** Begin SUPPLIED MATERIAL **

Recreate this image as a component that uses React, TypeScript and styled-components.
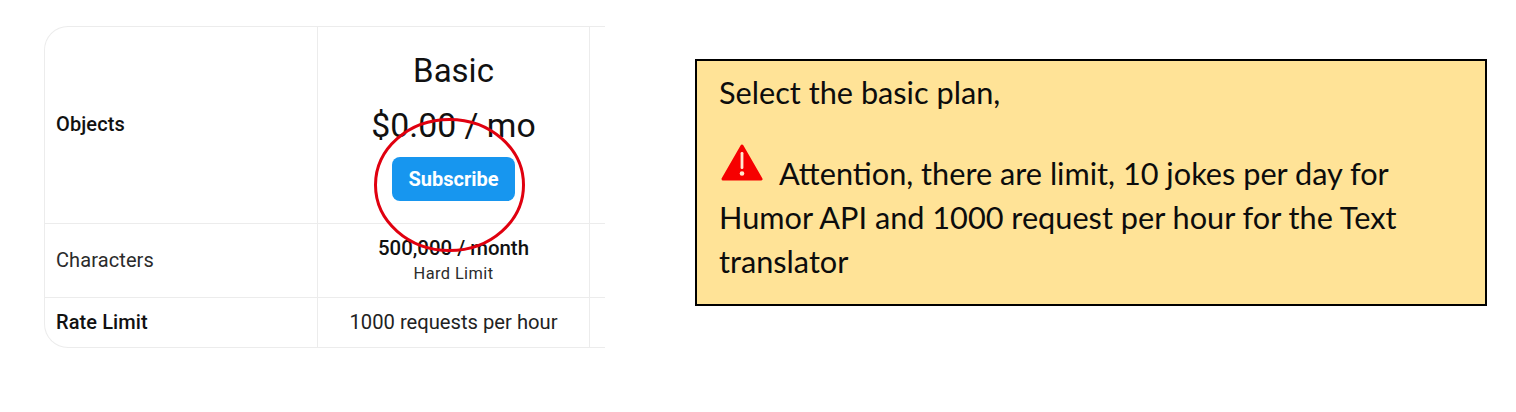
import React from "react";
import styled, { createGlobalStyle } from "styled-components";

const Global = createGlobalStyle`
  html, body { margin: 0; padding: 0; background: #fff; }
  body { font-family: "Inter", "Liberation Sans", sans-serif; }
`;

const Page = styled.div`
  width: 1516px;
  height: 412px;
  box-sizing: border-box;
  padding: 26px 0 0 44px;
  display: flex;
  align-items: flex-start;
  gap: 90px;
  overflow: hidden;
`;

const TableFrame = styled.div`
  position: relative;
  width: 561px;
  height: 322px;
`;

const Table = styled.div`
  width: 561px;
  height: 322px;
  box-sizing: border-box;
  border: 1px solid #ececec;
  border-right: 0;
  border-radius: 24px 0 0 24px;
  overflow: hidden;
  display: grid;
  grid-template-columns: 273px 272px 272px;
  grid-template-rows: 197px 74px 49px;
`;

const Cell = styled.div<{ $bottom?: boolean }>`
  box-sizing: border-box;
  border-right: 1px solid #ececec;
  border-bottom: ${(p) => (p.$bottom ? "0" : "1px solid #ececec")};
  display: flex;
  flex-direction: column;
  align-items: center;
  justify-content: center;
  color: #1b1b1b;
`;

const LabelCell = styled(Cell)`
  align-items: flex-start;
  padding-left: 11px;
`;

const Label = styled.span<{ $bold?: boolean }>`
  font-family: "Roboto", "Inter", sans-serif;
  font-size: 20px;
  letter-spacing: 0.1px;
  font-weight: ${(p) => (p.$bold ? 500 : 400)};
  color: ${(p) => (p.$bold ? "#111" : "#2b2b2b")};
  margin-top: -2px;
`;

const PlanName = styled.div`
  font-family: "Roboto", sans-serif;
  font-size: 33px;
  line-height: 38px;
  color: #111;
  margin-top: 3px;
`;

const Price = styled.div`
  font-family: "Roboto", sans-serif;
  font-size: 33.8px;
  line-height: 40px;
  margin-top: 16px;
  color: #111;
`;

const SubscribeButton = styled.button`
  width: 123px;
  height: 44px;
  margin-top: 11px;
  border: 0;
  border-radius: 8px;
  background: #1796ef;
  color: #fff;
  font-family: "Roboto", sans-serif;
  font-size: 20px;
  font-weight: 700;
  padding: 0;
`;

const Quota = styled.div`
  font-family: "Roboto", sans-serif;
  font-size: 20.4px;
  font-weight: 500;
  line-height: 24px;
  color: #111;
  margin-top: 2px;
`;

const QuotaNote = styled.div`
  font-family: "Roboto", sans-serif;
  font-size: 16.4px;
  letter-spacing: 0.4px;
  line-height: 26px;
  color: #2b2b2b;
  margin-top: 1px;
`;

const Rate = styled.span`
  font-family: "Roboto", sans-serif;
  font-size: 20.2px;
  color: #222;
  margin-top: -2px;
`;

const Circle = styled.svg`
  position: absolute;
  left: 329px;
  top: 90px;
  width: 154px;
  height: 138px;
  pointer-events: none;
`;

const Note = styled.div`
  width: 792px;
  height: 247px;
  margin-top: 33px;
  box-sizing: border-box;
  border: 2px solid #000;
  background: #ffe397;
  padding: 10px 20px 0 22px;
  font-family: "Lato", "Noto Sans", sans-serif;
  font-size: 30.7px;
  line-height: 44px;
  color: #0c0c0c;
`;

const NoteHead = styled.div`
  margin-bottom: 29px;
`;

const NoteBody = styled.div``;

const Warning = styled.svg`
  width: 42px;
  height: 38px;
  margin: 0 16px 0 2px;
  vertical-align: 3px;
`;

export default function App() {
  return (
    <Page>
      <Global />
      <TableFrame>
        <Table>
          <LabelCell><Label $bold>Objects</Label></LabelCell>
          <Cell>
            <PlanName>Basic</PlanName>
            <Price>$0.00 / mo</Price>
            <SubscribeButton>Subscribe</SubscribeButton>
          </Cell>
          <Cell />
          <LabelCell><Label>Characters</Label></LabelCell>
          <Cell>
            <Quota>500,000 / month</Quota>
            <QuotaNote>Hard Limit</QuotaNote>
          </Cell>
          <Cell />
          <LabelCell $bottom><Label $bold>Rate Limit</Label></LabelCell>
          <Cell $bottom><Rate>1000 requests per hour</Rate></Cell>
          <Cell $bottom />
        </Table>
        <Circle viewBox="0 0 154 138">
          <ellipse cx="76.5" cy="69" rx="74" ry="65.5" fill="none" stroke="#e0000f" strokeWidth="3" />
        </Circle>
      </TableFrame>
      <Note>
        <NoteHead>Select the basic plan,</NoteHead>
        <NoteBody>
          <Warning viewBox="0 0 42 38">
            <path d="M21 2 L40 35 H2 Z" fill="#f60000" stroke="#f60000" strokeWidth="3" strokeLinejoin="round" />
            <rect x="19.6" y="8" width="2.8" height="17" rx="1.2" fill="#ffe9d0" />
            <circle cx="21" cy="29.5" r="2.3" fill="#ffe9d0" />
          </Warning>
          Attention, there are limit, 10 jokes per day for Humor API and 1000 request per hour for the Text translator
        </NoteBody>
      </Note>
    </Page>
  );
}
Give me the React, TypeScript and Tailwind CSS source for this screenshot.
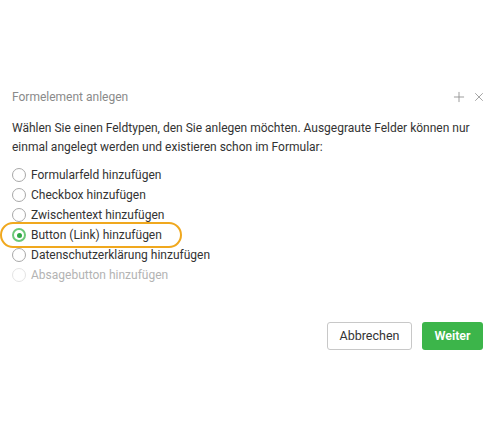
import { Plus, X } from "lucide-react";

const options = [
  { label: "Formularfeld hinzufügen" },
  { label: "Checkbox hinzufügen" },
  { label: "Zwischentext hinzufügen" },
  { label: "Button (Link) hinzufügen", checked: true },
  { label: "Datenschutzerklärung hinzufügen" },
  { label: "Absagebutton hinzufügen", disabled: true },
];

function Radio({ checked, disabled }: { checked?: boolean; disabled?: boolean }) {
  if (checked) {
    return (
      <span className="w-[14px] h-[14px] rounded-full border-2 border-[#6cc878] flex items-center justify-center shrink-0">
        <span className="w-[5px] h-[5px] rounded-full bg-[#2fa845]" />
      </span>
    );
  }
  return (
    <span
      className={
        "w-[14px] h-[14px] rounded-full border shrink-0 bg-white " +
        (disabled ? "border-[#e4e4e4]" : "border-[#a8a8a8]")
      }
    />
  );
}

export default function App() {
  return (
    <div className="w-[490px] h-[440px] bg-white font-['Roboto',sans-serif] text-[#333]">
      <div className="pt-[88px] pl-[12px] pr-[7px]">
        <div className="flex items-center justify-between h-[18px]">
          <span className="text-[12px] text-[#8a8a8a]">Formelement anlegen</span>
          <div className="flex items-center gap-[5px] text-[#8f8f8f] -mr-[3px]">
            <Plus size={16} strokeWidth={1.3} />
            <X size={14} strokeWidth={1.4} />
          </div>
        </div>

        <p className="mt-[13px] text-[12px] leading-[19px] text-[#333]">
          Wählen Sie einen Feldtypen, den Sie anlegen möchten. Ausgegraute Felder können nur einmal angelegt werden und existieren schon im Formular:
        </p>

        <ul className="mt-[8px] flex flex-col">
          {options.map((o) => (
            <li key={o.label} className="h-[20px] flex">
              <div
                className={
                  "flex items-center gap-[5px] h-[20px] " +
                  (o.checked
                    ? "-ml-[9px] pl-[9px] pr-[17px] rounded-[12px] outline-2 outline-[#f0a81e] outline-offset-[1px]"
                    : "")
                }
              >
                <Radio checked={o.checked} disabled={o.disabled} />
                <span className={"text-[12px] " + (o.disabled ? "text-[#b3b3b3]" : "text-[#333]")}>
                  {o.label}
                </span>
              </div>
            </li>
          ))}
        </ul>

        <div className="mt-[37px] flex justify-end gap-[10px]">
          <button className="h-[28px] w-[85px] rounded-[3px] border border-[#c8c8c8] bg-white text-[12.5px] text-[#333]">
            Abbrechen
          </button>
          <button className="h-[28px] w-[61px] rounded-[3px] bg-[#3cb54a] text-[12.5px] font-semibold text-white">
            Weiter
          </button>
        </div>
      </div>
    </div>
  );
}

** End SUPPLIED MATERIAL **

§ DO THIS
Restate the data above word for word. Do not include the images.

§ RESPONSE TO THE TASK
Recreate this image as a component that uses React, TypeScript and styled-components.
import React from "react";
import styled, { createGlobalStyle } from "styled-components";

const Global = createGlobalStyle`
  html, body { margin: 0; padding: 0; background: #fff; }
  body { font-family: "Inter", "Liberation Sans", sans-serif; }
`;

const Page = styled.div`
  width: 1516px;
  height: 412px;
  box-sizing: border-box;
  padding: 26px 0 0 44px;
  display: flex;
  align-items: flex-start;
  gap: 90px;
  overflow: hidden;
`;

const TableFrame = styled.div`
  position: relative;
  width: 561px;
  height: 322px;
`;

const Table = styled.div`
  width: 561px;
  height: 322px;
  box-sizing: border-box;
  border: 1px solid #ececec;
  border-right: 0;
  border-radius: 24px 0 0 24px;
  overflow: hidden;
  display: grid;
  grid-template-columns: 273px 272px 272px;
  grid-template-rows: 197px 74px 49px;
`;

const Cell = styled.div<{ $bottom?: boolean }>`
  box-sizing: border-box;
  border-right: 1px solid #ececec;
  border-bottom: ${(p) => (p.$bottom ? "0" : "1px solid #ececec")};
  display: flex;
  flex-direction: column;
  align-items: center;
  justify-content: center;
  color: #1b1b1b;
`;

const LabelCell = styled(Cell)`
  align-items: flex-start;
  padding-left: 11px;
`;

const Label = styled.span<{ $bold?: boolean }>`
  font-family: "Roboto", "Inter", sans-serif;
  font-size: 20px;
  letter-spacing: 0.1px;
  font-weight: ${(p) => (p.$bold ? 500 : 400)};
  color: ${(p) => (p.$bold ? "#111" : "#2b2b2b")};
  margin-top: -2px;
`;

const PlanName = styled.div`
  font-family: "Roboto", sans-serif;
  font-size: 33px;
  line-height: 38px;
  color: #111;
  margin-top: 3px;
`;

const Price = styled.div`
  font-family: "Roboto", sans-serif;
  font-size: 33.8px;
  line-height: 40px;
  margin-top: 16px;
  color: #111;
`;

const SubscribeButton = styled.button`
  width: 123px;
  height: 44px;
  margin-top: 11px;
  border: 0;
  border-radius: 8px;
  background: #1796ef;
  color: #fff;
  font-family: "Roboto", sans-serif;
  font-size: 20px;
  font-weight: 700;
  padding: 0;
`;

const Quota = styled.div`
  font-family: "Roboto", sans-serif;
  font-size: 20.4px;
  font-weight: 500;
  line-height: 24px;
  color: #111;
  margin-top: 2px;
`;

const QuotaNote = styled.div`
  font-family: "Roboto", sans-serif;
  font-size: 16.4px;
  letter-spacing: 0.4px;
  line-height: 26px;
  color: #2b2b2b;
  margin-top: 1px;
`;

const Rate = styled.span`
  font-family: "Roboto", sans-serif;
  font-size: 20.2px;
  color: #222;
  margin-top: -2px;
`;

const Circle = styled.svg`
  position: absolute;
  left: 329px;
  top: 90px;
  width: 154px;
  height: 138px;
  pointer-events: none;
`;

const Note = styled.div`
  width: 792px;
  height: 247px;
  margin-top: 33px;
  box-sizing: border-box;
  border: 2px solid #000;
  background: #ffe397;
  padding: 10px 20px 0 22px;
  font-family: "Lato", "Noto Sans", sans-serif;
  font-size: 30.7px;
  line-height: 44px;
  color: #0c0c0c;
`;

const NoteHead = styled.div`
  margin-bottom: 29px;
`;

const NoteBody = styled.div``;

const Warning = styled.svg`
  width: 42px;
  height: 38px;
  margin: 0 16px 0 2px;
  vertical-align: 3px;
`;

export default function App() {
  return (
    <Page>
      <Global />
      <TableFrame>
        <Table>
          <LabelCell><Label $bold>Objects</Label></LabelCell>
          <Cell>
            <PlanName>Basic</PlanName>
            <Price>$0.00 / mo</Price>
            <SubscribeButton>Subscribe</SubscribeButton>
          </Cell>
          <Cell />
          <LabelCell><Label>Characters</Label></LabelCell>
          <Cell>
            <Quota>500,000 / month</Quota>
            <QuotaNote>Hard Limit</QuotaNote>
          </Cell>
          <Cell />
          <LabelCell $bottom><Label $bold>Rate Limit</Label></LabelCell>
          <Cell $bottom><Rate>1000 requests per hour</Rate></Cell>
          <Cell $bottom />
        </Table>
        <Circle viewBox="0 0 154 138">
          <ellipse cx="76.5" cy="69" rx="74" ry="65.5" fill="none" stroke="#e0000f" strokeWidth="3" />
        </Circle>
      </TableFrame>
      <Note>
        <NoteHead>Select the basic plan,</NoteHead>
        <NoteBody>
          <Warning viewBox="0 0 42 38">
            <path d="M21 2 L40 35 H2 Z" fill="#f60000" stroke="#f60000" strokeWidth="3" strokeLinejoin="round" />
            <rect x="19.6" y="8" width="2.8" height="17" rx="1.2" fill="#ffe9d0" />
            <circle cx="21" cy="29.5" r="2.3" fill="#ffe9d0" />
          </Warning>
          Attention, there are limit, 10 jokes per day for Humor API and 1000 request per hour for the Text translator
        </NoteBody>
      </Note>
    </Page>
  );
}
Give me the React, TypeScript and Tailwind CSS source for this screenshot.
import { Plus, X } from "lucide-react";

const options = [
  { label: "Formularfeld hinzufügen" },
  { label: "Checkbox hinzufügen" },
  { label: "Zwischentext hinzufügen" },
  { label: "Button (Link) hinzufügen", checked: true },
  { label: "Datenschutzerklärung hinzufügen" },
  { label: "Absagebutton hinzufügen", disabled: true },
];

function Radio({ checked, disabled }: { checked?: boolean; disabled?: boolean }) {
  if (checked) {
    return (
      <span className="w-[14px] h-[14px] rounded-full border-2 border-[#6cc878] flex items-center justify-center shrink-0">
        <span className="w-[5px] h-[5px] rounded-full bg-[#2fa845]" />
      </span>
    );
  }
  return (
    <span
      className={
        "w-[14px] h-[14px] rounded-full border shrink-0 bg-white " +
        (disabled ? "border-[#e4e4e4]" : "border-[#a8a8a8]")
      }
    />
  );
}

export default function App() {
  return (
    <div className="w-[490px] h-[440px] bg-white font-['Roboto',sans-serif] text-[#333]">
      <div className="pt-[88px] pl-[12px] pr-[7px]">
        <div className="flex items-center justify-between h-[18px]">
          <span className="text-[12px] text-[#8a8a8a]">Formelement anlegen</span>
          <div className="flex items-center gap-[5px] text-[#8f8f8f] -mr-[3px]">
            <Plus size={16} strokeWidth={1.3} />
            <X size={14} strokeWidth={1.4} />
          </div>
        </div>

        <p className="mt-[13px] text-[12px] leading-[19px] text-[#333]">
          Wählen Sie einen Feldtypen, den Sie anlegen möchten. Ausgegraute Felder können nur einmal angelegt werden und existieren schon im Formular:
        </p>

        <ul className="mt-[8px] flex flex-col">
          {options.map((o) => (
            <li key={o.label} className="h-[20px] flex">
              <div
                className={
                  "flex items-center gap-[5px] h-[20px] " +
                  (o.checked
                    ? "-ml-[9px] pl-[9px] pr-[17px] rounded-[12px] outline-2 outline-[#f0a81e] outline-offset-[1px]"
                    : "")
                }
              >
                <Radio checked={o.checked} disabled={o.disabled} />
                <span className={"text-[12px] " + (o.disabled ? "text-[#b3b3b3]" : "text-[#333]")}>
                  {o.label}
                </span>
              </div>
            </li>
          ))}
        </ul>

        <div className="mt-[37px] flex justify-end gap-[10px]">
          <button className="h-[28px] w-[85px] rounded-[3px] border border-[#c8c8c8] bg-white text-[12.5px] text-[#333]">
            Abbrechen
          </button>
          <button className="h-[28px] w-[61px] rounded-[3px] bg-[#3cb54a] text-[12.5px] font-semibold text-white">
            Weiter
          </button>
        </div>
      </div>
    </div>
  );
}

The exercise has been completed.